-- Source material --
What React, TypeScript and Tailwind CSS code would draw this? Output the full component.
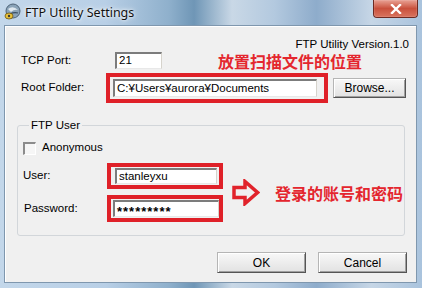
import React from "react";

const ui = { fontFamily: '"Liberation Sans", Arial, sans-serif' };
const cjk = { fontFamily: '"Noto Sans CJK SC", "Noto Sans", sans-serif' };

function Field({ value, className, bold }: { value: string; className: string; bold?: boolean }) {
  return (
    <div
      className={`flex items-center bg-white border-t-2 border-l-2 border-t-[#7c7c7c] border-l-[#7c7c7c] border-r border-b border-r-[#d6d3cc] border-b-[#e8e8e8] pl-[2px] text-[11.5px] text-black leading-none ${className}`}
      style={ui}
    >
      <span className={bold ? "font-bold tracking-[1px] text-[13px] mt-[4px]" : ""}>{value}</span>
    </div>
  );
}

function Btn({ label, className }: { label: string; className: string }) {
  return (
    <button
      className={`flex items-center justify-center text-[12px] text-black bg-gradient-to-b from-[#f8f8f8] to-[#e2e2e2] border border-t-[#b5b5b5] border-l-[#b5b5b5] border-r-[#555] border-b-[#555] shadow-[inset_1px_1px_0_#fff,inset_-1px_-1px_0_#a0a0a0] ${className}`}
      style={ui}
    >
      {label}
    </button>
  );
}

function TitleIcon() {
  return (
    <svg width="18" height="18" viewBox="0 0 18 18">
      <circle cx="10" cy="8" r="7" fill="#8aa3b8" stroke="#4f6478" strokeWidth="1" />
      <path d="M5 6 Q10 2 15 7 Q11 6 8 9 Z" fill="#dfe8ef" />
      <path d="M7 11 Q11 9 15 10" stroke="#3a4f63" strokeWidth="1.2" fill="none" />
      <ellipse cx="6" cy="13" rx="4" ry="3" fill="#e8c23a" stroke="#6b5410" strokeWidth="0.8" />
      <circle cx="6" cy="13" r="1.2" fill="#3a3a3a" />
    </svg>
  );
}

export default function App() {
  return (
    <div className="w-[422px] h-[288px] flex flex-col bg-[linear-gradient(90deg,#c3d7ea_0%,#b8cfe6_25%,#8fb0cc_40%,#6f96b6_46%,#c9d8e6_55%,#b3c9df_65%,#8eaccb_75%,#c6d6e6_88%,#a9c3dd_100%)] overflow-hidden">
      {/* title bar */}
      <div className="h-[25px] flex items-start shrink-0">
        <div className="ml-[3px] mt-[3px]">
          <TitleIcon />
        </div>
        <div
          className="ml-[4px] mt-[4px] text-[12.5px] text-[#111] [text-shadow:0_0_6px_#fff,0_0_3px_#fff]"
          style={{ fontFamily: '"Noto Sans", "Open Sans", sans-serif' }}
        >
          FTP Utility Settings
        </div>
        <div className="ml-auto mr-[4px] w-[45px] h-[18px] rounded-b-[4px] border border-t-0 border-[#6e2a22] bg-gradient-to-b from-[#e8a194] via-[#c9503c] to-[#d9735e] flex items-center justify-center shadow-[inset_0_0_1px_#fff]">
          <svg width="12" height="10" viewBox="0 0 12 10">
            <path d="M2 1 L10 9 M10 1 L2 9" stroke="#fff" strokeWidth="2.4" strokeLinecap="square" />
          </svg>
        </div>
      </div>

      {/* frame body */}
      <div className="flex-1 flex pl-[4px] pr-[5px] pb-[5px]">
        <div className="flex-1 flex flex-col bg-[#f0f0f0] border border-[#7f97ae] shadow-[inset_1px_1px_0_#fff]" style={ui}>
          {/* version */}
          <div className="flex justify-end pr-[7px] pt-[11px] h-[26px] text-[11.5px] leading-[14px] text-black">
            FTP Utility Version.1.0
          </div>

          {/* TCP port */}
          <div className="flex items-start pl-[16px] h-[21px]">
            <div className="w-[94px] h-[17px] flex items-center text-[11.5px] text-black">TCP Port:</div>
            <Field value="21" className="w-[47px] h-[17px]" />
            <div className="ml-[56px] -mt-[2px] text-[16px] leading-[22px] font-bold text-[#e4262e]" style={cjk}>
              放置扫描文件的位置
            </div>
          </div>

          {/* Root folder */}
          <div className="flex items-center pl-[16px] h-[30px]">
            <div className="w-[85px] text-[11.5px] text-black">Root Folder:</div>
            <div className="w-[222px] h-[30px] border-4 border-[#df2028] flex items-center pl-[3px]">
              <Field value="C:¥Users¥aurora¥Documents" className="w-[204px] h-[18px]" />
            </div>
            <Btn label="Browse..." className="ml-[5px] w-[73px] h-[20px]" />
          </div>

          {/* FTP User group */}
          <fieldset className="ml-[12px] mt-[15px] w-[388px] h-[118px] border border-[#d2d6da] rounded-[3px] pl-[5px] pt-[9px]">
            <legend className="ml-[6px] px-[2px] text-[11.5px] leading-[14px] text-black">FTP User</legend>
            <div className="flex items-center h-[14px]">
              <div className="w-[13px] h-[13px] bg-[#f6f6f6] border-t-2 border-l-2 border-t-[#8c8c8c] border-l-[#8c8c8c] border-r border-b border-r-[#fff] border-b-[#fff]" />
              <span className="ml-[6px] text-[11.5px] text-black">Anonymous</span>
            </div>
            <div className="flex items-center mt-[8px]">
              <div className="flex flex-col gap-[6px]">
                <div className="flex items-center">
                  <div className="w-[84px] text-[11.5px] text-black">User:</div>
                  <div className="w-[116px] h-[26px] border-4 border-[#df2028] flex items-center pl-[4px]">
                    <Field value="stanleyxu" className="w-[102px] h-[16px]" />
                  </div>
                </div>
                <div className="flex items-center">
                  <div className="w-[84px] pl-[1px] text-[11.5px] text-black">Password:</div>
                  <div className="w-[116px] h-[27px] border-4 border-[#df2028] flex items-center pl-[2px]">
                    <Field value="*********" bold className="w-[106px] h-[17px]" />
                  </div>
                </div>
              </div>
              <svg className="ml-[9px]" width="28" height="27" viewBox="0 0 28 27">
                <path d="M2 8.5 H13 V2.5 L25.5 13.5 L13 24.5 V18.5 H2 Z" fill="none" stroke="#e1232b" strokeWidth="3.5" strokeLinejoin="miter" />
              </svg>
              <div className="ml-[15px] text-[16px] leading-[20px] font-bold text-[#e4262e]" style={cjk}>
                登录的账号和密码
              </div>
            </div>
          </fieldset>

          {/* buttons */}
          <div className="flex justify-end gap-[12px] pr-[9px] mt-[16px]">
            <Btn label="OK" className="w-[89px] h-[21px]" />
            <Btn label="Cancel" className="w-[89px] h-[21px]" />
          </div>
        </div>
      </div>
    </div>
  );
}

-- Task details --
Without including any pictures, reproduce the listing exactly.

-- Response to this task --
What React, TypeScript and Tailwind CSS code would draw this? Output the full component.
import React from "react";

const ui = { fontFamily: '"Liberation Sans", Arial, sans-serif' };
const cjk = { fontFamily: '"Noto Sans CJK SC", "Noto Sans", sans-serif' };

function Field({ value, className, bold }: { value: string; className: string; bold?: boolean }) {
  return (
    <div
      className={`flex items-center bg-white border-t-2 border-l-2 border-t-[#7c7c7c] border-l-[#7c7c7c] border-r border-b border-r-[#d6d3cc] border-b-[#e8e8e8] pl-[2px] text-[11.5px] text-black leading-none ${className}`}
      style={ui}
    >
      <span className={bold ? "font-bold tracking-[1px] text-[13px] mt-[4px]" : ""}>{value}</span>
    </div>
  );
}

function Btn({ label, className }: { label: string; className: string }) {
  return (
    <button
      className={`flex items-center justify-center text-[12px] text-black bg-gradient-to-b from-[#f8f8f8] to-[#e2e2e2] border border-t-[#b5b5b5] border-l-[#b5b5b5] border-r-[#555] border-b-[#555] shadow-[inset_1px_1px_0_#fff,inset_-1px_-1px_0_#a0a0a0] ${className}`}
      style={ui}
    >
      {label}
    </button>
  );
}

function TitleIcon() {
  return (
    <svg width="18" height="18" viewBox="0 0 18 18">
      <circle cx="10" cy="8" r="7" fill="#8aa3b8" stroke="#4f6478" strokeWidth="1" />
      <path d="M5 6 Q10 2 15 7 Q11 6 8 9 Z" fill="#dfe8ef" />
      <path d="M7 11 Q11 9 15 10" stroke="#3a4f63" strokeWidth="1.2" fill="none" />
      <ellipse cx="6" cy="13" rx="4" ry="3" fill="#e8c23a" stroke="#6b5410" strokeWidth="0.8" />
      <circle cx="6" cy="13" r="1.2" fill="#3a3a3a" />
    </svg>
  );
}

export default function App() {
  return (
    <div className="w-[422px] h-[288px] flex flex-col bg-[linear-gradient(90deg,#c3d7ea_0%,#b8cfe6_25%,#8fb0cc_40%,#6f96b6_46%,#c9d8e6_55%,#b3c9df_65%,#8eaccb_75%,#c6d6e6_88%,#a9c3dd_100%)] overflow-hidden">
      {/* title bar */}
      <div className="h-[25px] flex items-start shrink-0">
        <div className="ml-[3px] mt-[3px]">
          <TitleIcon />
        </div>
        <div
          className="ml-[4px] mt-[4px] text-[12.5px] text-[#111] [text-shadow:0_0_6px_#fff,0_0_3px_#fff]"
          style={{ fontFamily: '"Noto Sans", "Open Sans", sans-serif' }}
        >
          FTP Utility Settings
        </div>
        <div className="ml-auto mr-[4px] w-[45px] h-[18px] rounded-b-[4px] border border-t-0 border-[#6e2a22] bg-gradient-to-b from-[#e8a194] via-[#c9503c] to-[#d9735e] flex items-center justify-center shadow-[inset_0_0_1px_#fff]">
          <svg width="12" height="10" viewBox="0 0 12 10">
            <path d="M2 1 L10 9 M10 1 L2 9" stroke="#fff" strokeWidth="2.4" strokeLinecap="square" />
          </svg>
        </div>
      </div>

      {/* frame body */}
      <div className="flex-1 flex pl-[4px] pr-[5px] pb-[5px]">
        <div className="flex-1 flex flex-col bg-[#f0f0f0] border border-[#7f97ae] shadow-[inset_1px_1px_0_#fff]" style={ui}>
          {/* version */}
          <div className="flex justify-end pr-[7px] pt-[11px] h-[26px] text-[11.5px] leading-[14px] text-black">
            FTP Utility Version.1.0
          </div>

          {/* TCP port */}
          <div className="flex items-start pl-[16px] h-[21px]">
            <div className="w-[94px] h-[17px] flex items-center text-[11.5px] text-black">TCP Port:</div>
            <Field value="21" className="w-[47px] h-[17px]" />
            <div className="ml-[56px] -mt-[2px] text-[16px] leading-[22px] font-bold text-[#e4262e]" style={cjk}>
              放置扫描文件的位置
            </div>
          </div>

          {/* Root folder */}
          <div className="flex items-center pl-[16px] h-[30px]">
            <div className="w-[85px] text-[11.5px] text-black">Root Folder:</div>
            <div className="w-[222px] h-[30px] border-4 border-[#df2028] flex items-center pl-[3px]">
              <Field value="C:¥Users¥aurora¥Documents" className="w-[204px] h-[18px]" />
            </div>
            <Btn label="Browse..." className="ml-[5px] w-[73px] h-[20px]" />
          </div>

          {/* FTP User group */}
          <fieldset className="ml-[12px] mt-[15px] w-[388px] h-[118px] border border-[#d2d6da] rounded-[3px] pl-[5px] pt-[9px]">
            <legend className="ml-[6px] px-[2px] text-[11.5px] leading-[14px] text-black">FTP User</legend>
            <div className="flex items-center h-[14px]">
              <div className="w-[13px] h-[13px] bg-[#f6f6f6] border-t-2 border-l-2 border-t-[#8c8c8c] border-l-[#8c8c8c] border-r border-b border-r-[#fff] border-b-[#fff]" />
              <span className="ml-[6px] text-[11.5px] text-black">Anonymous</span>
            </div>
            <div className="flex items-center mt-[8px]">
              <div className="flex flex-col gap-[6px]">
                <div className="flex items-center">
                  <div className="w-[84px] text-[11.5px] text-black">User:</div>
                  <div className="w-[116px] h-[26px] border-4 border-[#df2028] flex items-center pl-[4px]">
                    <Field value="stanleyxu" className="w-[102px] h-[16px]" />
                  </div>
                </div>
                <div className="flex items-center">
                  <div className="w-[84px] pl-[1px] text-[11.5px] text-black">Password:</div>
                  <div className="w-[116px] h-[27px] border-4 border-[#df2028] flex items-center pl-[2px]">
                    <Field value="*********" bold className="w-[106px] h-[17px]" />
                  </div>
                </div>
              </div>
              <svg className="ml-[9px]" width="28" height="27" viewBox="0 0 28 27">
                <path d="M2 8.5 H13 V2.5 L25.5 13.5 L13 24.5 V18.5 H2 Z" fill="none" stroke="#e1232b" strokeWidth="3.5" strokeLinejoin="miter" />
              </svg>
              <div className="ml-[15px] text-[16px] leading-[20px] font-bold text-[#e4262e]" style={cjk}>
                登录的账号和密码
              </div>
            </div>
          </fieldset>

          {/* buttons */}
          <div className="flex justify-end gap-[12px] pr-[9px] mt-[16px]">
            <Btn label="OK" className="w-[89px] h-[21px]" />
            <Btn label="Cancel" className="w-[89px] h-[21px]" />
          </div>
        </div>
      </div>
    </div>
  );
}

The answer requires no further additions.